This is a sneak preview of the base plate for my reflections on Europe (the photo was taken with a macro lens to show the detail). Once again, it is acrylic on MDF board. But this time the texture is not entirely built up by paint. I tried an alternative technique using a modelling compound from the art shop. I guess it is some sort of polymer. To achieve the right texture I added wood shavings to the paste. Once it dried I painted layers of colour. Surprisingly, this time it didn’t take too long before I was satisfied with the result. The red in the valleys and the virgin white on the mountains are perfect. The rest of the plate is a blueish black. At this stage the work will have to sit for a while because I haven’t decided which way is up. I am also worried I will stuff it up when I hammer in the nails. This can absolutely ruin it. Therefore it will have to rest until I feel confident enough to continue. In the meantime, I will coat it with a clear gloss coat, so that Europe becomes nice and shiny!

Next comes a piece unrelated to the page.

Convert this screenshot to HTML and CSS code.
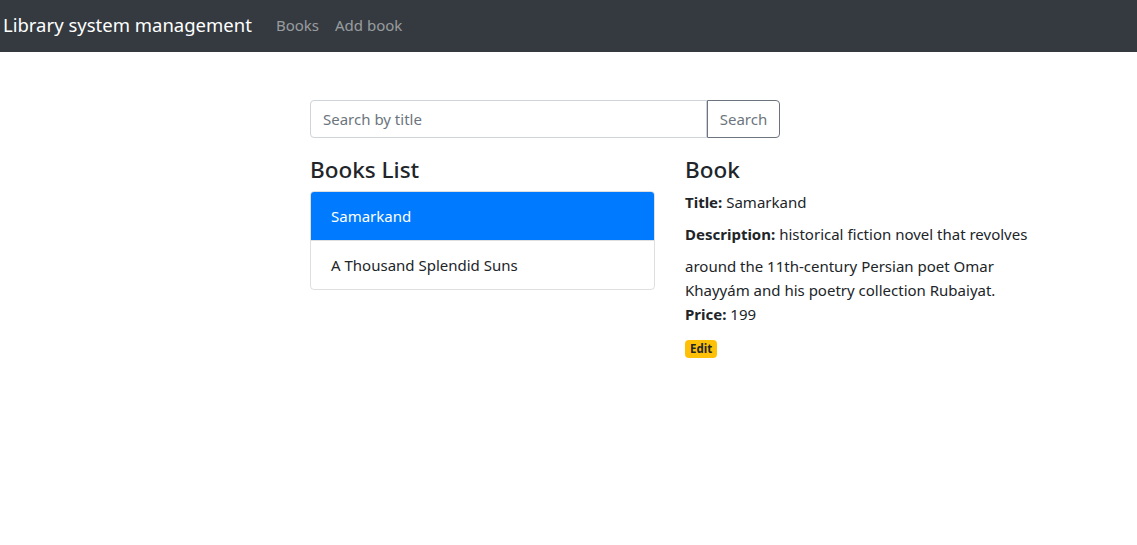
FILE: index.html
```html
<!DOCTYPE html>
<html lang="en">
<head>
<meta charset="utf-8">
<title>Library system management</title>
<link rel="stylesheet" href="styles.css">
</head>
<body>
<nav class="navbar">
  <a class="brand" href="#">Library system management</a>
  <div class="nav-links">
    <a class="nav-link" href="#">Books</a>
    <a class="nav-link" href="#">Add book</a>
  </div>
</nav>
<main class="page">
  <div class="list">
    <div class="col-8">
      <div class="input-group">
        <input class="form-control" type="text" placeholder="Search by title">
        <button class="btn-outline" type="button">Search</button>
      </div>
    </div>
    <div class="col-6">
      <h4 class="heading">Books List</h4>
      <ul class="list-group">
        <li class="list-item active">Samarkand</li>
        <li class="list-item">A Thousand Splendid Suns</li>
      </ul>
    </div>
    <div class="col-6">
      <h4 class="heading">Book</h4>
      <div class="field"><label class="label"><strong>Title:</strong></label> <span>Samarkand</span></div>
      <div class="field"><label class="label"><strong>Description:</strong></label> <span>historical fiction novel that revolves around the 11th-century Persian poet Omar Khayyám and his poetry collection Rubaiyat.</span></div>
      <div class="field"><label class="label"><strong>Price:</strong></label> <span>199</span></div>
      <a class="badge" href="#">Edit</a>
    </div>
  </div>
</main>
</body>
</html>
```
FILE: styles.css
```css
* { box-sizing: border-box; }
body {
  margin: 0;
  font-family: "Noto Sans", "Open Sans", sans-serif;
  font-size: 15px;
  line-height: 24px;
  color: #212529;
  background: #fff;
}
.navbar {
  height: 52px;
  background: #343a40;
  display: flex;
  align-items: center;
  padding: 0 3px 3px;
}
.brand {
  color: #fff;
  font-size: 18.5px;
  text-decoration: none;
  margin-right: 16px;
  white-space: nowrap;
}
.nav-links { display: flex; }
.nav-link {
  color: rgba(255,255,255,.5);
  text-decoration: none;
  padding: 0 8px;
}
.page { padding: 48px 0 0 295px; }
.list {
  width: 750px;
  display: flex;
  flex-wrap: wrap;
}
.col-8 { width: 500px; padding: 0 15px; }
.col-6 { width: 375px; padding: 0 15px; }
.input-group {
  display: flex;
  margin-bottom: 16px;
}
.form-control {
  flex: 1;
  height: 38px;
  padding: 6px 12px;
  font: inherit;
  color: #495057;
  border: 1px solid #ced4da;
  border-radius: 4px 0 0 4px;
  outline: none;
}
.form-control::placeholder { color: #6c757d; }
.btn-outline {
  height: 38px;
  width: 73px;
  padding: 6px 0;
  font: inherit;
  color: #6c757d;
  background: #fff;
  border: 1px solid #6c757d;
  border-radius: 0 4px 4px 0;
}
.heading {
  margin: 0 0 8px;
  padding-top: 1px;
  height: 29px;
  font-size: 22.5px;
  font-weight: 500;
  line-height: 29px;
}
.list-group {
  list-style: none;
  margin: 0;
  padding: 0;
  border: 1px solid rgba(0,0,0,.125);
  border-radius: 4px;
  overflow: hidden;
}
.list-item {
  padding: 12px 20px;
  line-height: 24px;
}
.list-item + .list-item { border-top: 1px solid rgba(0,0,0,.125); }
.list-item.active {
  background: #007bff;
  color: #fff;
  margin: -1px -1px 0;
  padding: 13px 21px 12px;
}
.field { margin-top: -1px; padding-bottom: 1px; }
.label {
  display: inline-block;
  margin-bottom: 8px;
}
.badge {
  display: inline-block;
  background: #ffc107;
  color: #212529;
  font-size: 11.5px;
  font-weight: 700;
  line-height: 1;
  padding: 3px 5px;
  border-radius: 4px;
  text-decoration: none;
}
```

This painting The conspirators I have done a few years back, when I’ve just started painting in acrylic. This was well before the puppets, but looking at it now I think it is very foreboding, they were already in there.
I am reading this book about Popular Theatre at the moment (Schlechter, J. (ed), Popular Theatre, Routledge 2003). The subtitle is A source book and gee it really is. As a visual artist I never looked at the history of theatre and certainly not at popular theatre. I never really thought about, how important and wide-spread puppetry was in history. Puppets were always part of the common entertainment but their stories were passed on orally. Our (European) cultural inheritance is based on written works by playwrights who had to please their financiers, the small, aristocratic elite. I read somewhere that even Goethe, the great German writer was originally inspired by a puppet show to write his most famous work “Faust”.
Popular Theatre had to earn their living by attracting the masses. Authorities were unable to control or manipulate it for their own ends and therefore it was often censored or dismissed by governments and academia. But of course this didn’t work too well, quite to the contrary. As the performers weren’t financially dependent on one particular source, they didn’t need to conform to externally imposed standards. They basically could say what they wanted. Often the more they made fun of the establishment, the bigger audiences they attracted.
Peter Schumann, the great contemporary puppeteer and founder of the Bread and Puppet Theatre said: [puppet theatre is] by definition of its most persuasive characteristics, an anarchic art, subversive and untameable by nature, an art which is easier researched in police records than in theatre chronicles, an art which by fate and spirit does not aspire to represent governments or civilisations, but prefers its own secret and demeaning stature in society, representing, more or less, the demons of that society and definitely not its institutions. [p41]
Today I am struggling to come up with a coherent thought. When this happens one shouldn’t attempt to write a blog. It’s just a waste of time: Of my own time as I struggle (while I could do something more productive) and of my followers as there is nothing to be gained by reading a piece of ramblings. So I am giving it a miss and just putting up one of my paintings instead. This one is called No! Fullstop. It is a picture I really love for it’s texture and of course the reproduction as a digital image doesn’t do it justice.
I am reluctant to put my paintings on this blog as they can be pretty scary. Painting is an amazing leveller of moods for me.
It’s not so much the outcome, but rather the process I am enjoying. I go through all possible emotions while painting. When I am reasonably happy, I have to hide the work for a while – otherwise it will get painted over the next day.
Last week was frantic and I am so looking forward to finishing one of my puppets today. The Sad Puppy. It only needs its skin.